"It is our great honor to witness the milestone where machines surpass humans in reading comprehension.That means objective questions such as "what causes rain" can now be answered with high accuracy by machines. The technology underneath can be gradually applied to numerous applications such as customer service, museum tutorials and online responses to medical inquiries from patients, decreasing the need for human input in an unprecedented way," said Luo Si, chief scientist for natural language processing at the Alibaba Institute.
"We are thrilled to see NLP [natural language processing] research has achieved significant progress over the year. We look forward to sharing our model-building methodology with the wider community and exporting the technology to our clients in the near future," Si added.
Alibaba noted that it has already used its reading comprehension model in various parts of the business including telephone operations.
The recent developments in reading comprehension technologies add to a growing number of algorithms and AI systems designed to match or even surpass the human brain's capabilities. (Related: Researchers look for ways for humans to maintain control over artificial intelligence.)
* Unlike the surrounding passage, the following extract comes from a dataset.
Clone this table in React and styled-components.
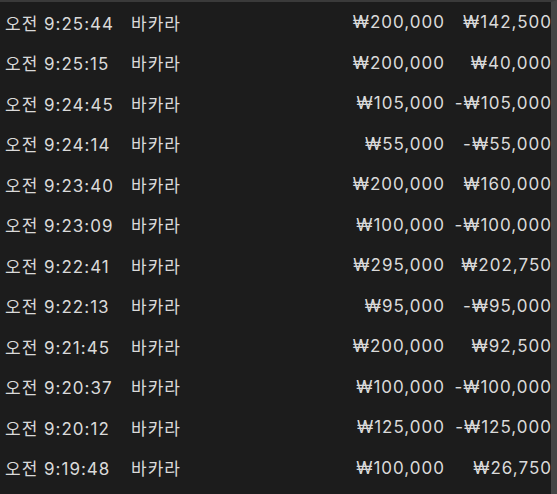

Another deep-learning model developed by Microsoft Research Asia was able to outperform human scores in the same reading comprehension test. According to a Voice of America report, the software giant's model reached an Exact Match score of 82.65. Microsoft reported that it has already incorporated the model into its Bing search engine and the Cortana digital assistant. However, a Microsoft official noted that while the innovation was a major milestone for the company, the human brain is still better than machine in terms of understanding language nuances and complexity.
“Natural language processing is still an area with lots of challenges that we all need to keep investing in and pushing forward. This milestone is just a start,” said Ming Zhou, assistant managing director at Microsoft Research Asia.
Microsoft also previously reported that a number of its algorithm were able to match human capacity in certain activities such as speech and critical thinking. In 2016, the software giant announced that its speech recognition system turned out to be just as good as a human's following a speech test. Moreover, Microsoft and Google announced in 2015 that their sorting system outperformed the human brain in categorizing and classifying the content of images.
The system was put to test by sorting photos into 1,000 categories, 120 of which are breeds of dog. The system was touted for its sorting performance, which proved too tricky for the human brain. However, experts were quick to take note that the computer system was no match against adults and even small children at interpreting imagery. This was largely due in part to the system's apparent lack of common sense, the researchers said.
“The good news is that on these narrow tasks, for the first time, we see learning systems in the neighborhood of humans. We also see results that show how narrow and brittle these systems are. What we would naturally mean by reading, or language understanding, or vision is really much richer or broader," Oren Etzioni, CEO of the Allen Institute for AI, told Wired online.